Sunday, February 6, 2011

Musings about philosophy, life, truth, Algebra, and leaps of faith

As a retired engineer,  I tend to go into philosophy with the same tactics of my trade.

Define the problem or issues, measure them, look for possible solutions, try the solutions, measure them to confirm success or failure.

What I have found is that philosophical and life issues are generally hard to define and harder to measure.  This generally stops the engineering approach cold.

There are also problems with the engineering approach to problem solving.  Logical as it may sound, we do not have infinite time to carry out these procedures.  With deadlines to meet,  every step of the procedure can potentially be incomplete before going to the next step.  While there may be a logical answer resulting from this procedure,  it is based on incomplete steps.  Unless we have hind sight, it is impossible to know when each step is complete.

I am impressed with some of the thinking of the great philosophers but somehow, there is always something missing and the answer is never definite enough to satisfy my engineering view.

Take Socrates example of how to choose a good politician.  He thinks above all,  there is nothing that beats experience.

However, since we cannot predict what kind of future situation this politician will have to face,  we cannot say for sure that he will have the experience to deal with it.

So the next best thing to direct experience is virtue.  What is virtue?  Here it gets vague, good character, good citizenship, vision, good judgement, are some of the things that come to mind.

But if we cannot nail down what good virtue is with a virtue meter, how are we to compare one political candidate against another on virtue?

Even if we do make a good choice of politicians, their service over their elected term is heavily influenced by luck and external events.  How do we know that our virtue meter is working correctly when we look back on our choice of politicians?  We need to calibrate our virtue meter properly to make a better choice next time but there is no way of reliably doing this.

The most common feeling I have with philosophy though is that I seem to be squeezing a balloon when I pursue an issue: When I try to nail down the choice of politicians, the balloon bulges out on the issue of virtue.  When I try to grasp what virtue is,  the balloon bulges out somewhere else on what good judgement is to form virtue.

This is where algebra comes in.

High school algebra tells us that if we have 2 unknowns, say x and y,  we need to have two independent equations in x and y to solve for the value of x and y.

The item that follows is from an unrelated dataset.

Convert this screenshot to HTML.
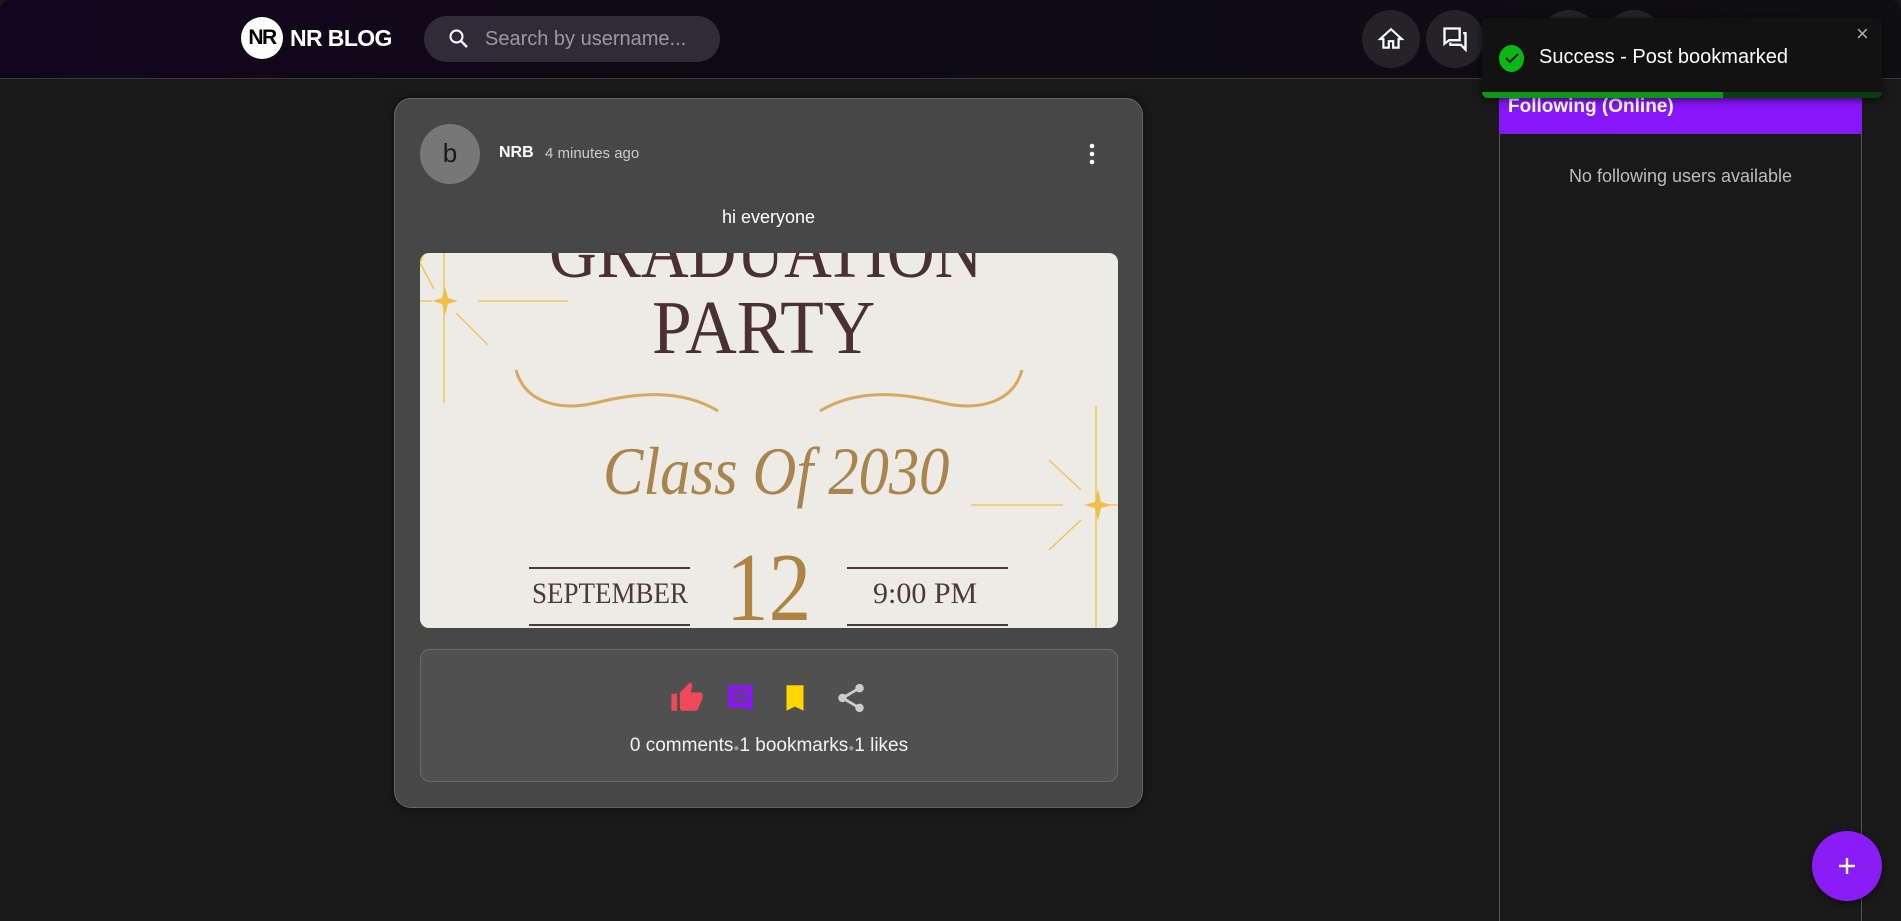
<!DOCTYPE html>
<html><head><meta charset="utf-8"><style>
*{box-sizing:border-box;margin:0;padding:0}
body{width:1901px;height:921px;overflow:hidden;background:#191919;font-family:"Liberation Sans",sans-serif;position:relative;color:#fff}
.hdr{position:absolute;left:0;top:0;width:1901px;height:79px;background:linear-gradient(90deg,#14051f,#0d0a13 40%,#0f0e12);border-bottom:1px solid #3a3a3a;border-radius:10px 10px 0 0}
.abs{position:absolute}
.circ{border-radius:50%}
.ib{position:absolute;top:10px;width:58px;height:58px;border-radius:50%;background:#252328;display:flex;align-items:center;justify-content:center}
.card{left:394px;top:98px;width:749px;height:710px;background:#474747;border:1px solid #666;border-radius:17px;box-shadow:0 0 8px rgba(0,0,0,.5)}
.img{left:420px;top:253px;width:698px;height:375px;background:#ecebe6;border-radius:9px;overflow:hidden}
.serif{font-family:"Liberation Serif",serif;position:absolute;white-space:nowrap;line-height:1}
.ln{position:absolute;height:2px;background:#4a3a3a}
</style></head><body>
<div class="hdr"></div>
<div class="abs circ" style="left:241px;top:17px;width:42px;height:42px;background:#fff;color:#000;font-weight:bold;font-size:21px;line-height:42px;text-align:center;letter-spacing:-1.5px">NR</div>
<div class="abs" style="left:290px;top:25px;font-weight:bold;font-size:23px;letter-spacing:-0.6px">NR BLOG</div>
<div class="abs" style="left:424px;top:16px;width:296px;height:46px;border-radius:23px;background:#302b39"></div>
<svg class="abs" style="left:447px;top:27px" width="24" height="24" viewBox="0 0 24 24"><circle cx="9.5" cy="9.5" r="6" fill="none" stroke="#fff" stroke-width="2"/><path d="M14 14l6 6" stroke="#fff" stroke-width="2.4"/></svg>
<div class="abs" style="left:485px;top:28px;font-size:20px;color:#9b97a2">Search by username...</div>
<div class="ib" style="left:1362px"><svg width="26" height="26" viewBox="0 0 24 24"><path d="M12 3L2 12h3v8h5v-6h4v6h5v-8h3z" fill="none" stroke="#fff" stroke-width="2"/></svg></div>
<div class="ib" style="left:1426px"><svg width="28" height="28" viewBox="0 0 24 24"><path d="M3 3h13v10H7l-4 3z" fill="none" stroke="#fff" stroke-width="2"/><path d="M19 7h2v14l-4-4H8v-2" fill="none" stroke="#fff" stroke-width="2"/></svg></div>
<div class="ib" style="left:1540px"></div><div class="ib" style="left:1605px"></div>

<div class="abs" style="left:1499px;top:79px;width:363px;height:842px;background:#191919;border-left:1px solid #555;border-right:1px solid #555"></div>
<div class="abs" style="left:1499px;top:88px;width:363px;height:46px;background:#8716f8"></div>
<div class="abs" style="left:1508px;top:96px;font-weight:bold;font-size:19px">Following (Online)</div>
<div class="abs" style="left:1499px;top:166px;width:363px;text-align:center;font-size:18px;color:#bdbdbd">No following users available</div>

<div class="abs" style="left:1482px;top:18px;width:400px;height:80px;background:#121212;border-radius:6px;overflow:hidden;box-shadow:0 2px 8px rgba(0,0,0,.6)">
<div class="abs" style="left:0;bottom:0;width:400px;height:6px;background:#0b3d10"></div>
<div class="abs" style="left:0;bottom:0;width:241px;height:6px;background:#0a9816"></div>
</div>
<div class="abs circ" style="left:1499px;top:45px;width:25px;height:27px;background:#0ab814"></div>
<svg class="abs" style="left:1503px;top:49px" width="18" height="18" viewBox="0 0 18 18"><path d="M3 9l4 4 8-8" fill="none" stroke="#111" stroke-width="2"/></svg>
<div class="abs" style="left:1539px;top:46px;font-size:20px;color:#fff">Success - Post bookmarked</div>
<div class="abs" style="left:1856px;top:21px;font-size:22px;color:#aaa">×</div>

<div class="abs card"></div>
<div class="abs circ" style="left:420px;top:124px;width:60px;height:60px;background:#777;color:#1a1a1a;font-size:26px;line-height:58px;text-align:center">b</div>
<div class="abs" style="left:499px;top:144px;font-weight:bold;font-size:16px">NRB</div>
<div class="abs" style="left:545px;top:145px;font-size:15px;color:#ccc">4 minutes ago</div>
<svg class="abs" style="left:1082px;top:142px" width="20" height="24" viewBox="0 0 20 24"><circle cx="10" cy="4" r="2.3" fill="#fff"/><circle cx="10" cy="12" r="2.3" fill="#fff"/><circle cx="10" cy="20" r="2.3" fill="#fff"/></svg>
<div class="abs" style="left:394px;top:207px;width:749px;text-align:center;font-size:18px">hi everyone</div>

<div class="abs img">
<svg class="abs" style="left:0;top:0" width="698" height="375">
<g stroke="#f0c45a" stroke-width="1.5" fill="none"><path d="M24 0v150M58 48h90M0 48h12M0 10l14 26M36 60l32 32M676 153v222M551 252h92M690 252h10M629 207l32 30M629 297l32-30M4 0l-4 10"/></g>
<path d="M25 34l3 11 10 3-10 3-3 11-3-11-10-3 10-3z" fill="#f0bf4a"/>
<path d="M678 236l3 13 11 3-11 3-3 13-3-13-11-3 11-3z" fill="#f0bf4a"/>
<path d="M96 117 C105 150 140 158 175 150 C215 140 260 135 298 158" fill="none" stroke="#d8a85e" stroke-width="3"/>
<path d="M602 117 C593 150 558 158 523 150 C483 140 438 135 400 158" fill="none" stroke="#d8a85e" stroke-width="3"/>
</svg>
<div class="serif" style="left:129px;top:-39px;font-size:76px;color:#4a3030;transform:scaleX(.87);transform-origin:left top">GRADUATION</div>
<div class="serif" style="left:232px;top:37px;font-size:76px;color:#4a3030;transform:scaleX(.94);transform-origin:left top">PARTY</div>
<div class="serif" style="left:183px;top:184px;font-size:68px;font-style:italic;color:#a9844c;transform:scaleX(.89);transform-origin:left top">Class Of 2030</div>
<div class="ln" style="left:109px;top:314px;width:161px"></div><div class="ln" style="left:109px;top:371px;width:161px"></div>
<div class="ln" style="left:427px;top:314px;width:161px"></div><div class="ln" style="left:427px;top:371px;width:161px"></div>
<div class="serif" style="left:112px;top:326px;font-size:30px;color:#4a3a3a;transform:scaleX(.9);transform-origin:left top">SEPTEMBER</div>
<div class="serif" style="left:453px;top:326px;font-size:30px;color:#4a3a3a">9:00 PM</div>
<div class="serif" style="left:306px;top:286px;font-size:97px;color:#ad8444;transform:scaleX(.88);transform-origin:left top">12</div>
</div>

<div class="abs" style="left:420px;top:649px;width:698px;height:133px;background:#505050;border:1px solid #6a6a6a;border-radius:10px"></div>
<svg class="abs" style="left:670px;top:681px" width="34" height="34" viewBox="0 0 24 24"><path d="M1 21h4V9H1zm22-11c0-1.1-.9-2-2-2h-6.3l1-4.6v-.3c0-.4-.2-.8-.4-1.1L14.2 1 7.6 7.6C7.2 7.9 7 8.4 7 9v10c0 1.1.9 2 2 2h9c.8 0 1.5-.5 1.8-1.2l3-7.1c.1-.2.2-.5.2-.7z" fill="#ef4a5a"/></svg>
<svg class="abs" style="left:724px;top:681px" width="34" height="34" viewBox="0 0 24 24"><path d="M3 3h17v16h-1v3l-3-3H3z" fill="#8a16f5"/><path d="M6.5 7.5h10M6.5 11h10M6.5 14.5h10" stroke="#505050" stroke-width="1.6"/></svg>
<svg class="abs" style="left:778px;top:681px" width="34" height="34" viewBox="0 0 24 24"><path d="M6 3h12v18l-6-3-6 3z" fill="#ffd600"/></svg>
<svg class="abs" style="left:834px;top:681px" width="34" height="34" viewBox="0 0 24 24"><circle cx="18" cy="5" r="3" fill="#ccc"/><circle cx="6" cy="12" r="3" fill="#ccc"/><circle cx="18" cy="19" r="3" fill="#ccc"/><path d="M18 5L6 12l12 7" stroke="#ccc" stroke-width="2" fill="none"/></svg>
<div class="abs" style="left:420px;top:735px;width:698px;text-align:center;font-size:19px;color:#f2f2f2">0 comments<span style="color:#999;font-size:10px">●</span>1 bookmarks<span style="color:#999;font-size:10px">●</span>1 likes</div>

<div class="abs circ" style="left:1812px;top:831px;width:70px;height:70px;background:#8a1cf5;box-shadow:0 2px 6px rgba(0,0,0,.5)"></div>
<svg class="abs" style="left:1835px;top:854px" width="24" height="24" viewBox="0 0 24 24"><path d="M12 4v16M4 12h16" stroke="#fff" stroke-width="2.4"/></svg>
</body></html>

The more unknowns we have, the more independent equations we need to solve these unknowns.

Each independent equation represents a new piece of information that we can use in logic to define the answer of what x and y is.

My dilemma with philosophy reminds me of trying to solve algebraic problems with less equations than unknowns.  If you have two unknowns, x and y, but only one equation,  you will not be able to find what the value of x or y is.

However,  you will be able to express x in terms of y or y in terms of x.  Therefore the analogy with squeezing the balloon again.  You will know x if only you know what y is.  Or, you will know y if only you know what x is.

Seems to me that we do not have enough equations (information) to solve for the algebraic unknowns (truth in life).   We are missing some more equations to nail things down.

For the religious, they take a leap of faith and then everything is defined and they have truth.

The leap of faith to me is the filling out of the missing equations in algebra.

We live in a world that we do not fully understand.

We can put up with this state of ignorance or take a leap of faith by adopting a bunch of equations that we cannot prove but can only accept on faith.  We can then have the comfort of knowing everything has an explanation but this is only base on faith that we cannot prove.

We can know x if we take a leap of faith in y.

Or else we accept in algebra that the solution of x and y is in a line.  We may not be able to define it to a point but we have narrowed it down from x and y being anywhere in the universe to being in this line.

That is not bad compared to trying to fix x by assuming y from a leap of faith.

Especially when hind sight shows holes in previous leaps of faith.